Он поселился в Петоски, снял комнату, встречал Марджори после школы; вскоре весь городок его знал. Завел двух товарищей, Пайлторпа и Рамсдела, и приятельницу еще моложе Марджори — четырнадцатилетнюю Грейс Куинлэйн, с которой будет переписываться много лет. Вечера проводил у друзей, продолжая рассказывать об «ардитти» и приключениях с графинями: истории обрастали уже совершенно мюнхгаузеновскими подробностями. Писал, отсылал рассказы в журналы, которые присоветовал Балмер — все без толку (сохранились лишь отрывки).

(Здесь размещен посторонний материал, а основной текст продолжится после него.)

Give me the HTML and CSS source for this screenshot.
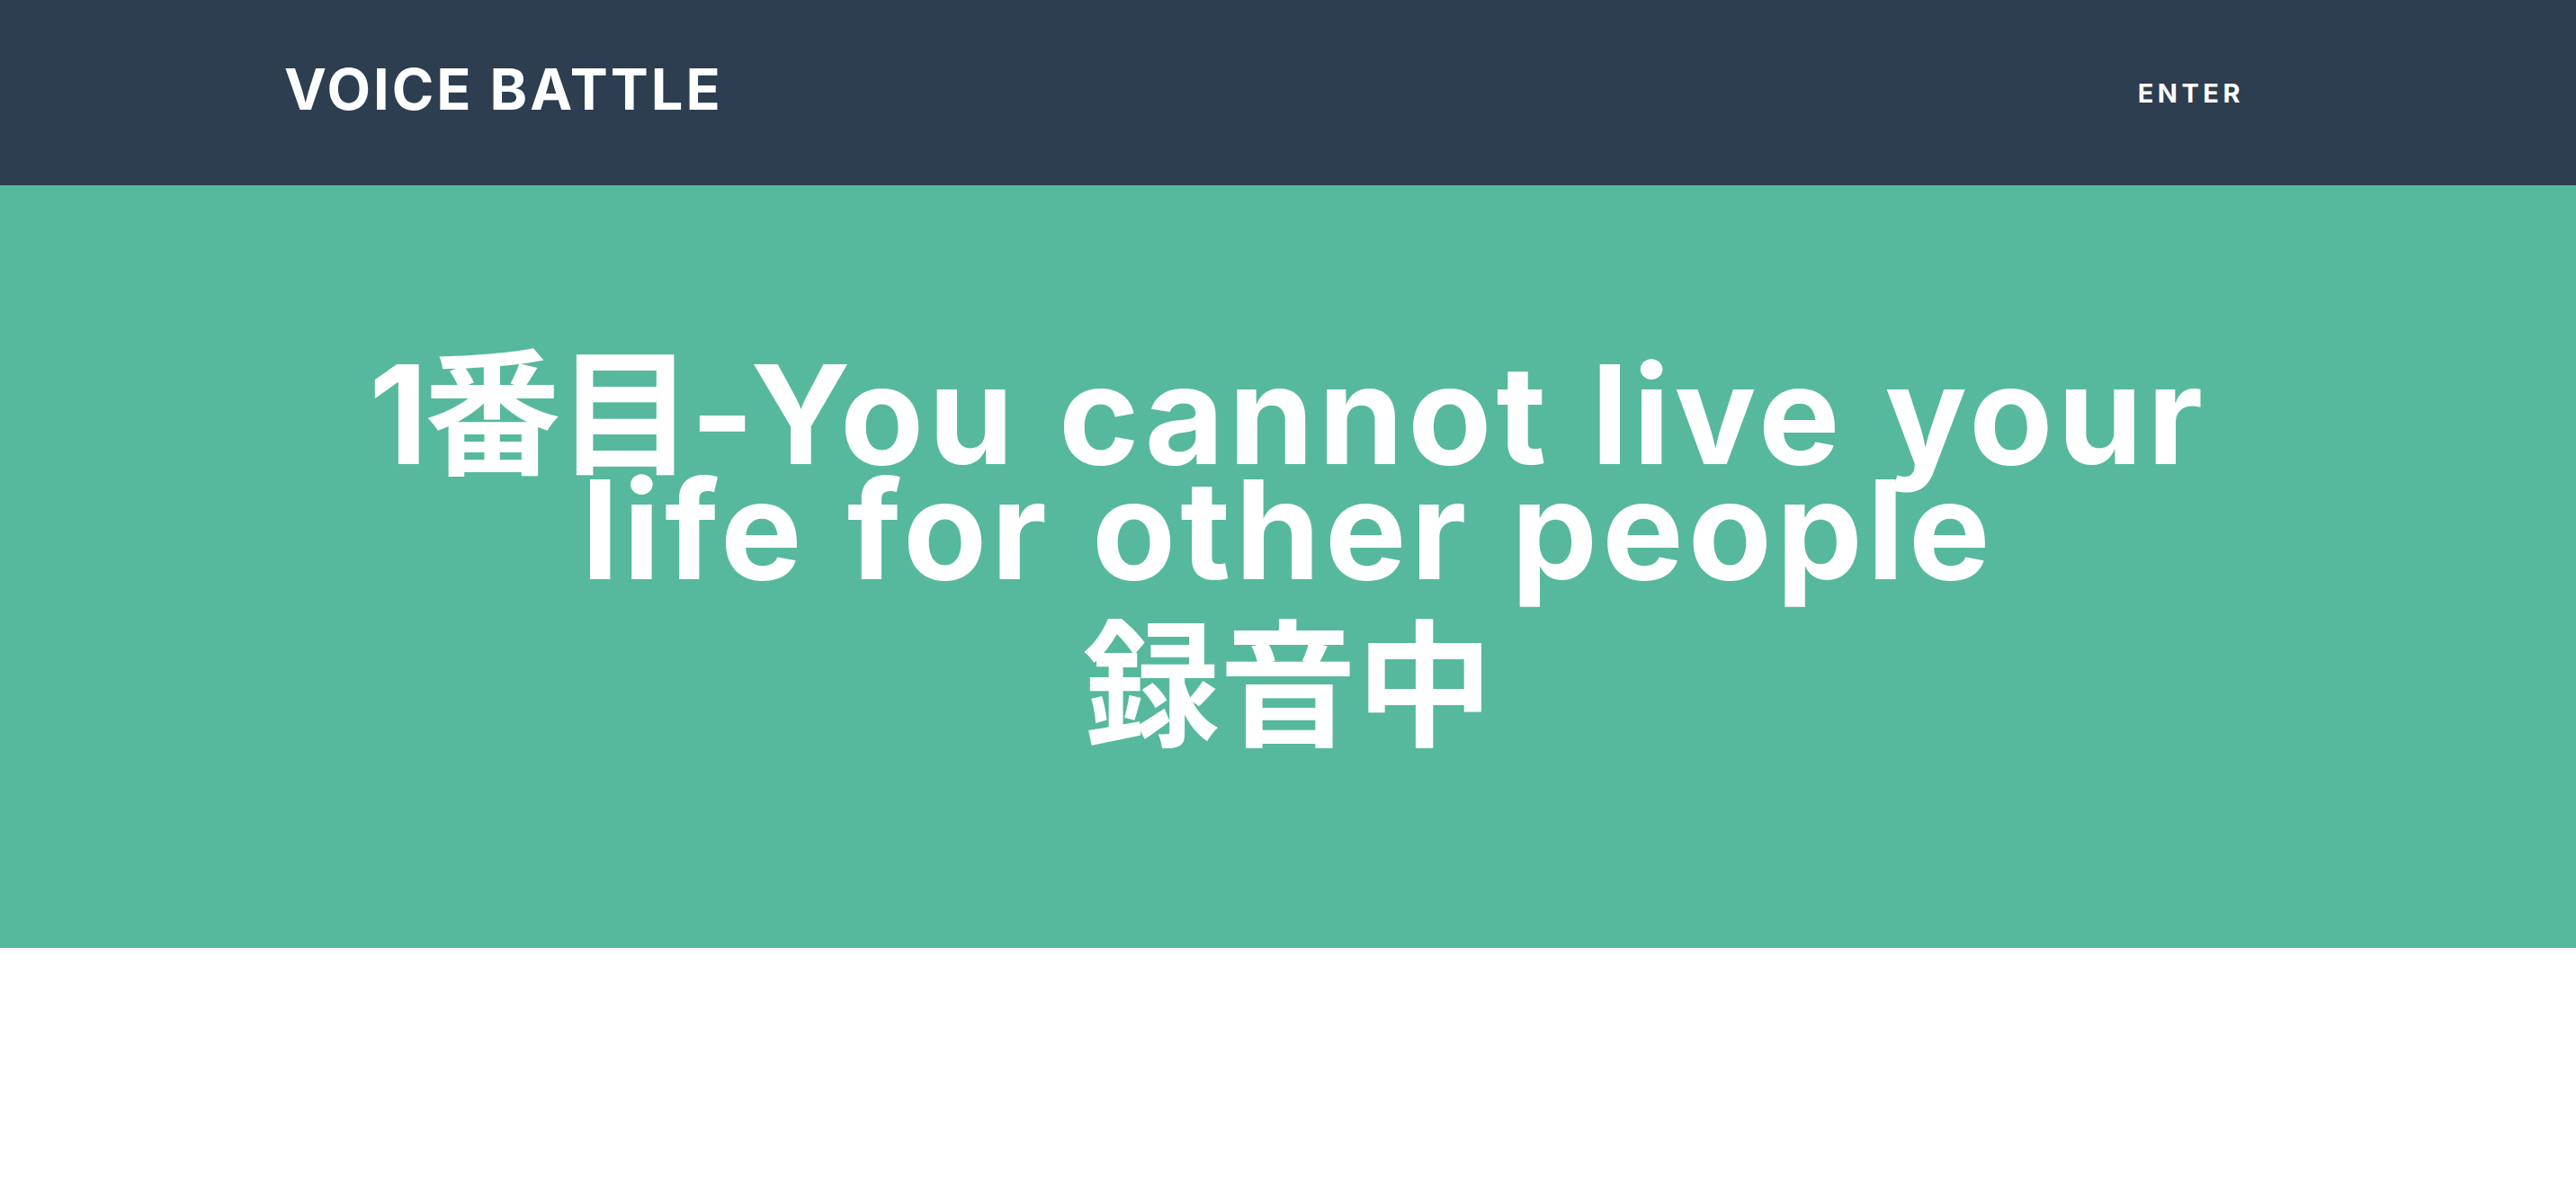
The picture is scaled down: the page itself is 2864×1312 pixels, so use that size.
FILE: index.html
```html
<!DOCTYPE html>
<html lang="ja">
<head>
<meta charset="utf-8">
<title>VOICE BATTLE</title>
<link rel="stylesheet" href="styles.css">
</head>
<body>
<header class="navbar">
  <a class="brand" href="#">VOICE BATTLE</a>
  <nav class="nav"><a class="nav-link" href="#">ENTER</a></nav>
</header>
<section class="hero">
  <h1 class="title"><span class="title-num">1番目-</span>You cannot live your<br>life for other people</h1>
  <p class="status">録音中</p>
</section>
</body>
</html>
```

FILE: styles.css
```css
* { box-sizing: border-box; }
html, body { margin: 0; padding: 0; background: #ffffff; }
body { font-family: Inter, "Noto Sans CJK JP", sans-serif; color: #ffffff; }

.navbar {
  height: 206px;
  background: #2c3e50;
  display: flex;
  align-items: center;
  justify-content: space-between;
  padding: 0 369px 0 316px;
}
.brand {
  color: #ffffff;
  text-decoration: none;
  font-weight: 700;
  font-size: 63px;
  letter-spacing: 3px;
  line-height: 1;
  margin-top: -8px;
}
.nav-link {
  color: #ffffff;
  text-decoration: none;
  font-weight: 700;
  font-size: 29px;
  letter-spacing: 4.5px;
  line-height: 1;
  margin-top: -22px;
}

.hero {
  background: #56b99d;
  padding: 191px 0 203px;
  text-align: center;
}
.title {
  margin: 0;
  font-size: 152px;
  font-weight: 700;
  line-height: 128px;
  letter-spacing: 5px;
  word-spacing: 4px;
}
.title-num {
  letter-spacing: -4px;
}
.status {
  margin: 23px 0 0;
  font-size: 152px;
  font-weight: 700;
  line-height: 175px;
}
```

Под Рождество его пригласили выступить с докладом о войне на собрании дамского благотворительного комитета — опять «ардитти», дамы были потрясены. Одна из них, канадка Гарриет Коннэйбл, сделала предложение: жить в ее доме в Торонто до лета в качестве компаньона ее сына (мальчик с замедленным умственным развитием, годом младше Эрнеста), в то время как она с мужем и дочерью будет путешествовать. Коннэйблы были очень богаты (Ральф, муж Гарриет, — глава канадской сети магазинов Вулворта), в доме полно прислуги, делать ничего не надо, только развлекать больного, сопровождая его на хоккей, за это Эрнест будет получать 80 долларов в месяц, а старший Коннэйбл, человек влиятельный, поможет с устройством в какую-нибудь газету.